The Constitution of 1991 is called the Constitution of the Rights, as it recognizes and consecrates fundamental rights such as freedom of religion and freedom of expression. It also details economic and social rights specific to the social rule of law enshrined in Article 1 of the Constitution, and collective rights, some of which include public morality, free economic competition and the right to a healthy environment. In addition it creates the necessary mechanisms to ensure and protect those rights.

The student and political movement begun in 1989 resulted in 1990 in a Constituent Assembly of Colombia elected by direct popular vote, which one year later promulgated the Colombian Constitution of 1991 in Bogotá.
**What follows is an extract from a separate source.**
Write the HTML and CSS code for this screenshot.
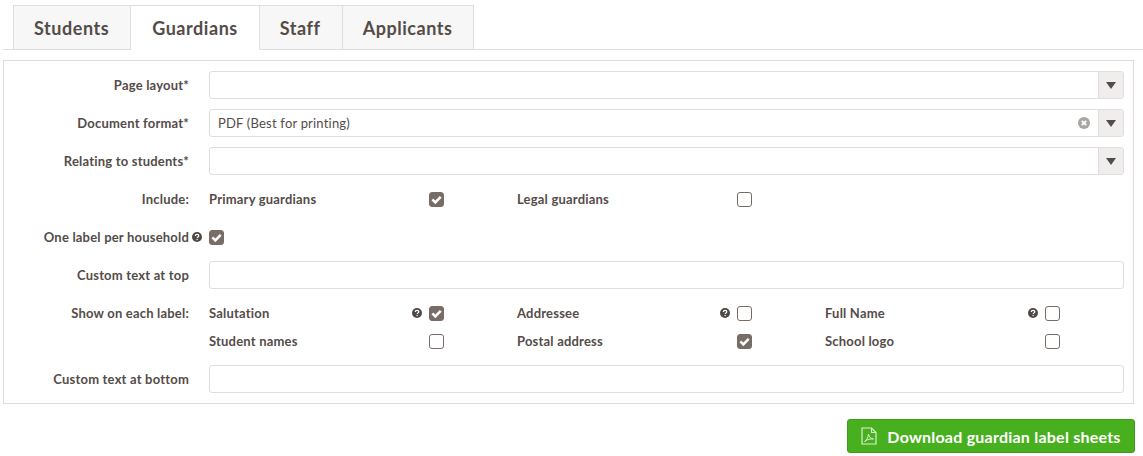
FILE: index.html
```html
<!DOCTYPE html>
<html lang="en">
<head>
<meta charset="utf-8">
<title>Label sheets</title>
<link rel="stylesheet" href="styles.css">
</head>
<body>
<svg class="defs" width="0" height="0" aria-hidden="true">
  <symbol id="tick" viewBox="0 0 15 15"><path d="M3.4 7.400l2.900 2.900 5.400-5.500" fill="none" stroke="#fff" stroke-width="2.600"/></symbol>
  <symbol id="help" viewBox="0 0 10 10"><circle cx="5" cy="5" r="5" fill="#4f4845"/><path d="M3.300 3.900c0-1 .8-1.600 1.800-1.600s1.700.6 1.700 1.500c0 1.300-1.600 1.200-1.600 2.300" fill="none" stroke="#fff" stroke-width="1.200"/><rect x="4.500" y="6.900" width="1.200" height="1.200" fill="#fff"/></symbol>
</svg>
<nav class="tabs">
  <a class="tab">Students</a>
  <a class="tab active">Guardians</a>
  <a class="tab">Staff</a>
  <a class="tab">Applicants</a>
</nav>
<form class="panel">
  <div class="row">
    <label class="label">Page layout*</label>
    <div class="select"><span class="value"></span><span class="arrow"></span></div>
  </div>
  <div class="row">
    <label class="label">Document format*</label>
    <div class="select"><span class="value">PDF (Best for printing)</span>
      <svg class="clear" viewBox="0 0 12 12"><circle cx="6" cy="6" r="6" fill="#a9a5a3"/><path d="M3.800 3.800l4.400 4.400M8.200 3.800l-4.400 4.400" stroke="#fff" stroke-width="1.800"/></svg>
      <span class="arrow"></span></div>
  </div>
  <div class="row">
    <label class="label">Relating to students*</label>
    <div class="select"><span class="value"></span><span class="arrow"></span></div>
  </div>
  <div class="row">
    <label class="label">Include:</label>
    <div class="cols">
      <div class="opt"><span class="name">Primary guardians</span><span class="check on"><svg><use href="#tick"/></svg></span></div>
      <div class="opt"><span class="name">Legal guardians</span><span class="check"></span></div>
    </div>
  </div>
  <div class="row">
    <label class="label">One label per household<svg class="help inline"><use href="#help"/></svg></label>
    <span class="check on"><svg><use href="#tick"/></svg></span>
  </div>
  <div class="row">
    <label class="label">Custom text at top</label>
    <div class="input"></div>
  </div>
  <div class="group">
    <div class="row">
      <label class="label">Show on each label:</label>
      <div class="cols">
        <div class="opt"><span class="name">Salutation</span><svg class="help"><use href="#help"/></svg><span class="check on"><svg><use href="#tick"/></svg></span></div>
        <div class="opt"><span class="name">Addressee</span><svg class="help"><use href="#help"/></svg><span class="check"></span></div>
        <div class="opt"><span class="name">Full Name</span><svg class="help"><use href="#help"/></svg><span class="check"></span></div>
      </div>
    </div>
    <div class="row">
      <span class="label"></span>
      <div class="cols">
        <div class="opt"><span class="name">Student names</span><span class="check"></span></div>
        <div class="opt"><span class="name">Postal address</span><span class="check on"><svg><use href="#tick"/></svg></span></div>
        <div class="opt"><span class="name">School logo</span><span class="check"></span></div>
      </div>
    </div>
  </div>
  <div class="row">
    <label class="label">Custom text at bottom</label>
    <div class="input"></div>
  </div>
</form>
<div class="actions">
  <button class="download" type="button">
    <svg class="pdf" viewBox="0 0 16 18"><path d="M1 1h9.500L15 5.500V17H1zM10.500 1v4.500H15" fill="none" stroke="#d9f0cf" stroke-width="1.200"/><path d="M3.500 14.500c2.500-1.500 3.500-4 4-7.500.5 3 2 4.500 5 5-3-.5-6.500.5-9 2.500z" fill="none" stroke="#d9f0cf" stroke-width="1"/></svg>
    Download guardian label sheets
  </button>
</div>
</body>
</html>
```
FILE: styles.css
```css
* { box-sizing: border-box; }
html, body { margin: 0; padding: 0; }
body {
  width: 1143px;
  height: 456px;
  overflow: hidden;
  background: #fff;
  color: #544c49;
  font-family: "Lato", "Noto Sans", sans-serif;
  font-size: 13px;
  letter-spacing: 0.2px;
}
.defs { position: absolute; }
.tabs {
  display: flex;
  height: 50px;
  margin-left: 3px;
  padding: 5px 0 0 10px;
  border-bottom: 1px solid #e0dddc;
}
.tab {
  height: 45px;
  padding: 11px 21px 0 20px;
  background: #f7f7f7;
  border: 1px solid #e0dddc;
  border-left-width: 0;
  font-size: 18px;
  font-weight: 700;
  line-height: 22px;
  letter-spacing: 0.55px;
}
.tab:first-child { border-left-width: 1px; }
.tab:last-child { padding-right: 20px; }
.tab.active { padding-left: 21px; background: #fff; border-bottom-color: #fff; }
.panel {
  display: flex;
  flex-direction: column;
  gap: 10px;
  width: 1131px;
  height: 344px;
  margin: 10px 0 0 3px;
  padding: 10px 9px 0 0;
  border: 1px solid #e0dddc;
}
.row { display: flex; align-items: center; height: 28px; }
.group { display: flex; flex-direction: column; }
.label {
  display: flex;
  align-items: center;
  justify-content: flex-end;
  flex: none;
  width: 185px;
  margin-right: 20px;
  font-weight: 700;
  white-space: nowrap;
}
.select, .input {
  display: flex;
  align-items: center;
  flex: 1;
  height: 28px;
  border: 1px solid #e0dddc;
  border-radius: 3px;
}
.value { flex: 1; padding-left: 8px; }
.clear { width: 12px; height: 12px; margin-right: 8px; }
.arrow {
  position: relative;
  flex: none;
  width: 25px;
  height: 26px;
  background: #f0eeed;
  border-left: 1px solid #e0dddc;
}
.arrow::after {
  content: "";
  position: absolute;
  left: 7px;
  top: 10px;
  border-style: solid;
  border-width: 7px 5px 0;
  border-color: #544c49 transparent transparent;
}
.cols { display: flex; gap: 73px; }
.opt { display: flex; align-items: center; width: 235px; }
.name { flex: 1; font-weight: 700; }
.check {
  display: block;
  flex: none;
  width: 15px;
  height: 15px;
  background: #fff;
  border: 1px solid #786c67;
  border-radius: 3px;
}
.check.on { background: #786c67; }
.check svg { display: block; width: 15px; height: 15px; margin: -1px; }
.help { flex: none; width: 10px; height: 10px; margin-right: 7px; }
.help.inline { margin: 0 -13px 0 3px; }
.actions { display: flex; justify-content: flex-end; padding: 15px 8px 0 0; }
.download {
  display: flex;
  align-items: center;
  justify-content: center;
  width: 288px;
  height: 34px;
  padding: 0;
  background: #48b01e;
  border: 1px solid #3f9b1a;
  border-radius: 3px;
  color: #fff;
  font-family: inherit;
  font-size: 16px;
  font-weight: 700;
  letter-spacing: 0.23px;
}
.pdf { width: 16px; height: 18px; margin-right: 10px; }
```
The country kept the name "Republic of Colombia".

===The Reform of 2005===
In 2004, president Álvaro Uribe from the independent party Colombia First proposed a constitutional reform to allow the re-election of the President in immediately subsequent periods. The proposal was approved according to the constitution procedures and the Constitutional Court declared it executable as of October 19, 2005. The first reelected president was Álvaro Uribe himself on May 28, 2006, obtaining a voting of 62.1%. Next in the polls was Carlos Gaviria Díaz, a candidate for the leftist party Alternative Democratic Pole, who obtained 22% of the vote.

The fact that Uribe and Gaviria were from independent parties highlights that an important era of ideological transformation occurred in the history of Colombia, even to the point where some mass media announced that bipartisanism had been fatally wounded.

It is also evident that a level of maturity had been reached in the electoral process, which had earned the confidence of the population and of opposition parties. The speed of the delivery of electoral data from the National Registration Office was also outstanding, as even observers abroad knew the results of 85% of the ballots before two hours had elapsed since the ballot boxes had closed.